Date: 2015-02-24 07:54 am (UTC)
debriswoman: (cat and mouse)
From: [personal profile] debriswoman
It would be interesting to know if the female readers when it was published were as indignant on Miss Sutherland's behalf as some of us are. Holmes revealed some unpleasant truths in other stories...but kept quiet in others.

Date: 2015-02-24 10:30 am (UTC)
vaysh: (Holmes/Watson canon)
From: [personal profile] vaysh
That would indeed be interesting. :) I am sure it's possible to find out about the audience reception of ACD in regards to women at his own time, but it would need a lot of research.

Date: 2015-02-24 01:21 pm (UTC)
debriswoman: (cat and mouse)
From: [personal profile] debriswoman
Yes...a fair bit of work involved...

sherlock60 Canon Discussion A Case of Identity

Date: 2015-02-25 03:10 pm (UTC)
From: [identity profile] livejournal.livejournal.com
User [livejournal.com profile] maimat referenced to your post from sherlock60 Canon Discussion A Case of Identity (http://watsons-woes.livejournal.com/1241950.html) saying: [...] I find it absolutely awesome to read the discussion going on.   A Case of Identity Discussion [...]
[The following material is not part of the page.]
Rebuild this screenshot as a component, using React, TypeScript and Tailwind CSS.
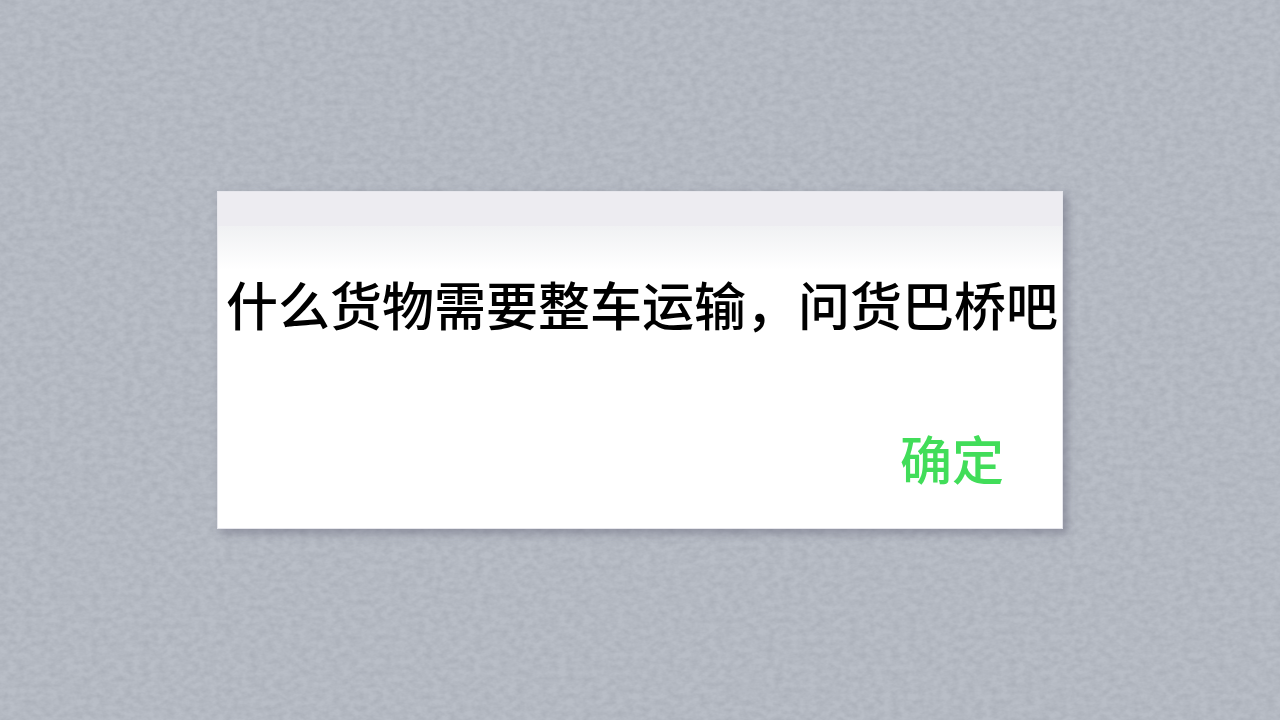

Date: 2015-02-26 01:52 am (UTC)
From: [identity profile] gardnerhill.livejournal.com
This is why fanfic was invented. I'm writing a coda where Watson takes it upon himself to inform her. He's taken worse in the service of justice than a slapped face, after all.
Edited Date: 2015-02-26 01:53 am (UTC)

Date: 2015-02-26 11:36 pm (UTC)
From: [identity profile] gardnerhill.livejournal.com
Thanks! Probably caught my eye precisely because I'm working on a piece directly based on IDEN. Watson has a better grasp on women than his gay misanthropic friend does, and probably has a bit more respect for what they can endure.